## Raw data
· · · · · · ·

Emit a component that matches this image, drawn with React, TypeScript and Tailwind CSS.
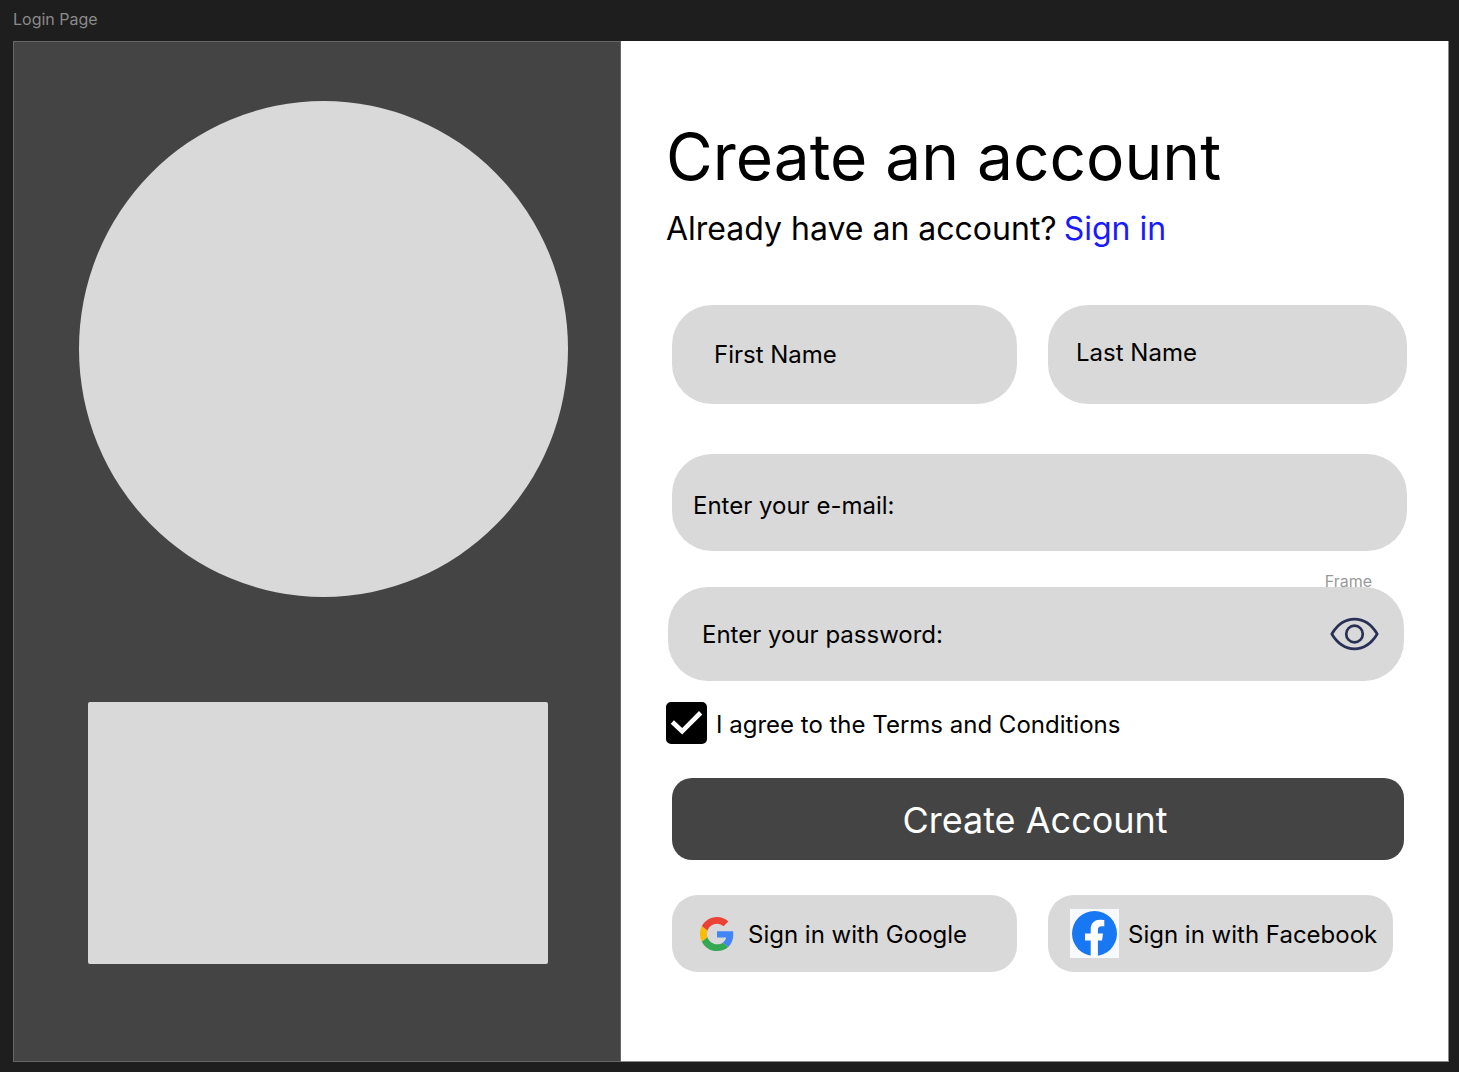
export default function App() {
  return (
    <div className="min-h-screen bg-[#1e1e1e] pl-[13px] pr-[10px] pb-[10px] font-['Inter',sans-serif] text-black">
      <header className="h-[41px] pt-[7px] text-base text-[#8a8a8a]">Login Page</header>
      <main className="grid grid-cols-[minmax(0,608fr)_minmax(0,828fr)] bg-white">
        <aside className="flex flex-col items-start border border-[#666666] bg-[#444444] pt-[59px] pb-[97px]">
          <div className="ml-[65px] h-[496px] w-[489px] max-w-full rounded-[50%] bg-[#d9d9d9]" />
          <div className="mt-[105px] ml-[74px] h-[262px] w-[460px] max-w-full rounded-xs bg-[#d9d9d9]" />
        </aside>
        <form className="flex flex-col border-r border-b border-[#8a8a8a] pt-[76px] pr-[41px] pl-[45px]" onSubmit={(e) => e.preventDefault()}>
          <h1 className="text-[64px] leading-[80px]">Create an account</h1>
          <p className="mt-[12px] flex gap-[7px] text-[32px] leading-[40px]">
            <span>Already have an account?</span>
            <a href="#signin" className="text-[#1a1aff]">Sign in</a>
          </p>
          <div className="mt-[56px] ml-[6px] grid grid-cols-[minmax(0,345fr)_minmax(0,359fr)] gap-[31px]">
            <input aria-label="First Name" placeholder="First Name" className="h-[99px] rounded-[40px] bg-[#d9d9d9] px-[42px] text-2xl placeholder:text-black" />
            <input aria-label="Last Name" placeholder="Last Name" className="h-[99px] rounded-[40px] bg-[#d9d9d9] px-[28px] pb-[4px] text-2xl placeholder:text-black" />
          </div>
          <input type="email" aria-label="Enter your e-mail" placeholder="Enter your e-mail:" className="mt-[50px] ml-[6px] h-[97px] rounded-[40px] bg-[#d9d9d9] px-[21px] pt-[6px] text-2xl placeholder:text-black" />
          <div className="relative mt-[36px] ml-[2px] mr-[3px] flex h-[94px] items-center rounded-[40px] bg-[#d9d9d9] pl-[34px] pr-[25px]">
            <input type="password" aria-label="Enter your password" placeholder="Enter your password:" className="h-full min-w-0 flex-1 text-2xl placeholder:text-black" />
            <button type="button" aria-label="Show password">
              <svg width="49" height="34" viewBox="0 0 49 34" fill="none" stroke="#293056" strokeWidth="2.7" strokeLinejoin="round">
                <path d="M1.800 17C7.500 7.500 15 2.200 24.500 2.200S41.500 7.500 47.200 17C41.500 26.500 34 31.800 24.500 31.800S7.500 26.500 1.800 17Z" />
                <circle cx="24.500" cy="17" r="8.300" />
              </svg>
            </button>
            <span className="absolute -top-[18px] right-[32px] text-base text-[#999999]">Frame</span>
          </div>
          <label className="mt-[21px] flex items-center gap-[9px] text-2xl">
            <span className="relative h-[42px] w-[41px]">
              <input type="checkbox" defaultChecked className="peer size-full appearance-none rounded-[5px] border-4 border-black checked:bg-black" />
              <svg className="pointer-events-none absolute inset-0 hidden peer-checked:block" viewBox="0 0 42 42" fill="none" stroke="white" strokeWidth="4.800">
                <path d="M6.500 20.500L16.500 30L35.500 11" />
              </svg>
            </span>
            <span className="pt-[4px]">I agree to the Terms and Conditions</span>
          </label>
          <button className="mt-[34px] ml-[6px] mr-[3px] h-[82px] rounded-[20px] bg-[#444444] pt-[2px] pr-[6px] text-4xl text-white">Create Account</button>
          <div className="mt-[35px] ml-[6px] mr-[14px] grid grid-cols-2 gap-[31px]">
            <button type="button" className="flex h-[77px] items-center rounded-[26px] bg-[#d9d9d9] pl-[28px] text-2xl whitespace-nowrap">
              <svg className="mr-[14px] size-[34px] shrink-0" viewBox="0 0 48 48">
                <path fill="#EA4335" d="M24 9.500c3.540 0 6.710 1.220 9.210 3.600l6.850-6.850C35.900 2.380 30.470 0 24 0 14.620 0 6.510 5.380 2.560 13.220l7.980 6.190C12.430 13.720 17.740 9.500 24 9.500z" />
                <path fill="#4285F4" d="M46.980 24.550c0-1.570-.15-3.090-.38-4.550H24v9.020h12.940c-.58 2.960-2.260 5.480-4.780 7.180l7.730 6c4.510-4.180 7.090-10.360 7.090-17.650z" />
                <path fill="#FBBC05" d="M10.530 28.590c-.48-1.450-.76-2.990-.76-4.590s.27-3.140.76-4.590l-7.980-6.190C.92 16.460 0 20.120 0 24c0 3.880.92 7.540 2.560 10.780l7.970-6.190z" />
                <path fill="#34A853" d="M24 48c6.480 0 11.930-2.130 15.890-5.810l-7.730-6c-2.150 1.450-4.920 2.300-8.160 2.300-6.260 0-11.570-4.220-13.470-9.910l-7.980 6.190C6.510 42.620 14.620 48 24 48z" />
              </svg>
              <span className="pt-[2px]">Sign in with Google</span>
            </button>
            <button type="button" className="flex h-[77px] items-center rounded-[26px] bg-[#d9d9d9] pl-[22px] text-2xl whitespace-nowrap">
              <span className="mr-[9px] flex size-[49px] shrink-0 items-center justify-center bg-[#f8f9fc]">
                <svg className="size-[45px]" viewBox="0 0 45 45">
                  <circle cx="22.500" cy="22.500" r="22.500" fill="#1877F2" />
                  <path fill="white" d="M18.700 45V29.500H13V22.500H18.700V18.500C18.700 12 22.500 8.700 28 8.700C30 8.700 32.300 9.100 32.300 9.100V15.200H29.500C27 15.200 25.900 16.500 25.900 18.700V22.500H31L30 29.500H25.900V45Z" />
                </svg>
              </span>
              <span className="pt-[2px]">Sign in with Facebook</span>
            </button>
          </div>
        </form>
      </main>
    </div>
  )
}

· · · · · · ·

## Short task
Repeat the listing in full and exactly. Do not include any images.

## Result of the task
Emit a component that matches this image, drawn with React, TypeScript and Tailwind CSS.
export default function App() {
  return (
    <div className="min-h-screen bg-[#1e1e1e] pl-[13px] pr-[10px] pb-[10px] font-['Inter',sans-serif] text-black">
      <header className="h-[41px] pt-[7px] text-base text-[#8a8a8a]">Login Page</header>
      <main className="grid grid-cols-[minmax(0,608fr)_minmax(0,828fr)] bg-white">
        <aside className="flex flex-col items-start border border-[#666666] bg-[#444444] pt-[59px] pb-[97px]">
          <div className="ml-[65px] h-[496px] w-[489px] max-w-full rounded-[50%] bg-[#d9d9d9]" />
          <div className="mt-[105px] ml-[74px] h-[262px] w-[460px] max-w-full rounded-xs bg-[#d9d9d9]" />
        </aside>
        <form className="flex flex-col border-r border-b border-[#8a8a8a] pt-[76px] pr-[41px] pl-[45px]" onSubmit={(e) => e.preventDefault()}>
          <h1 className="text-[64px] leading-[80px]">Create an account</h1>
          <p className="mt-[12px] flex gap-[7px] text-[32px] leading-[40px]">
            <span>Already have an account?</span>
            <a href="#signin" className="text-[#1a1aff]">Sign in</a>
          </p>
          <div className="mt-[56px] ml-[6px] grid grid-cols-[minmax(0,345fr)_minmax(0,359fr)] gap-[31px]">
            <input aria-label="First Name" placeholder="First Name" className="h-[99px] rounded-[40px] bg-[#d9d9d9] px-[42px] text-2xl placeholder:text-black" />
            <input aria-label="Last Name" placeholder="Last Name" className="h-[99px] rounded-[40px] bg-[#d9d9d9] px-[28px] pb-[4px] text-2xl placeholder:text-black" />
          </div>
          <input type="email" aria-label="Enter your e-mail" placeholder="Enter your e-mail:" className="mt-[50px] ml-[6px] h-[97px] rounded-[40px] bg-[#d9d9d9] px-[21px] pt-[6px] text-2xl placeholder:text-black" />
          <div className="relative mt-[36px] ml-[2px] mr-[3px] flex h-[94px] items-center rounded-[40px] bg-[#d9d9d9] pl-[34px] pr-[25px]">
            <input type="password" aria-label="Enter your password" placeholder="Enter your password:" className="h-full min-w-0 flex-1 text-2xl placeholder:text-black" />
            <button type="button" aria-label="Show password">
              <svg width="49" height="34" viewBox="0 0 49 34" fill="none" stroke="#293056" strokeWidth="2.7" strokeLinejoin="round">
                <path d="M1.800 17C7.500 7.500 15 2.200 24.500 2.200S41.500 7.500 47.200 17C41.500 26.500 34 31.800 24.500 31.800S7.500 26.500 1.800 17Z" />
                <circle cx="24.500" cy="17" r="8.300" />
              </svg>
            </button>
            <span className="absolute -top-[18px] right-[32px] text-base text-[#999999]">Frame</span>
          </div>
          <label className="mt-[21px] flex items-center gap-[9px] text-2xl">
            <span className="relative h-[42px] w-[41px]">
              <input type="checkbox" defaultChecked className="peer size-full appearance-none rounded-[5px] border-4 border-black checked:bg-black" />
              <svg className="pointer-events-none absolute inset-0 hidden peer-checked:block" viewBox="0 0 42 42" fill="none" stroke="white" strokeWidth="4.800">
                <path d="M6.500 20.500L16.500 30L35.500 11" />
              </svg>
            </span>
            <span className="pt-[4px]">I agree to the Terms and Conditions</span>
          </label>
          <button className="mt-[34px] ml-[6px] mr-[3px] h-[82px] rounded-[20px] bg-[#444444] pt-[2px] pr-[6px] text-4xl text-white">Create Account</button>
          <div className="mt-[35px] ml-[6px] mr-[14px] grid grid-cols-2 gap-[31px]">
            <button type="button" className="flex h-[77px] items-center rounded-[26px] bg-[#d9d9d9] pl-[28px] text-2xl whitespace-nowrap">
              <svg className="mr-[14px] size-[34px] shrink-0" viewBox="0 0 48 48">
                <path fill="#EA4335" d="M24 9.500c3.540 0 6.710 1.220 9.210 3.600l6.850-6.850C35.900 2.380 30.470 0 24 0 14.620 0 6.510 5.380 2.560 13.220l7.980 6.190C12.430 13.720 17.740 9.500 24 9.500z" />
                <path fill="#4285F4" d="M46.980 24.550c0-1.570-.15-3.090-.38-4.550H24v9.020h12.940c-.58 2.960-2.260 5.480-4.780 7.180l7.730 6c4.510-4.180 7.090-10.360 7.090-17.650z" />
                <path fill="#FBBC05" d="M10.530 28.590c-.48-1.450-.76-2.990-.76-4.590s.27-3.140.76-4.590l-7.980-6.190C.92 16.460 0 20.120 0 24c0 3.880.92 7.540 2.560 10.780l7.970-6.190z" />
                <path fill="#34A853" d="M24 48c6.480 0 11.930-2.130 15.890-5.810l-7.730-6c-2.150 1.450-4.920 2.300-8.160 2.300-6.260 0-11.570-4.220-13.470-9.910l-7.980 6.190C6.510 42.620 14.620 48 24 48z" />
              </svg>
              <span className="pt-[2px]">Sign in with Google</span>
            </button>
            <button type="button" className="flex h-[77px] items-center rounded-[26px] bg-[#d9d9d9] pl-[22px] text-2xl whitespace-nowrap">
              <span className="mr-[9px] flex size-[49px] shrink-0 items-center justify-center bg-[#f8f9fc]">
                <svg className="size-[45px]" viewBox="0 0 45 45">
                  <circle cx="22.500" cy="22.500" r="22.500" fill="#1877F2" />
                  <path fill="white" d="M18.700 45V29.500H13V22.500H18.700V18.500C18.700 12 22.500 8.700 28 8.700C30 8.700 32.300 9.100 32.300 9.100V15.200H29.500C27 15.200 25.900 16.500 25.900 18.700V22.500H31L30 29.500H25.900V45Z" />
                </svg>
              </span>
              <span className="pt-[2px]">Sign in with Facebook</span>
            </button>
          </div>
        </form>
      </main>
    </div>
  )
}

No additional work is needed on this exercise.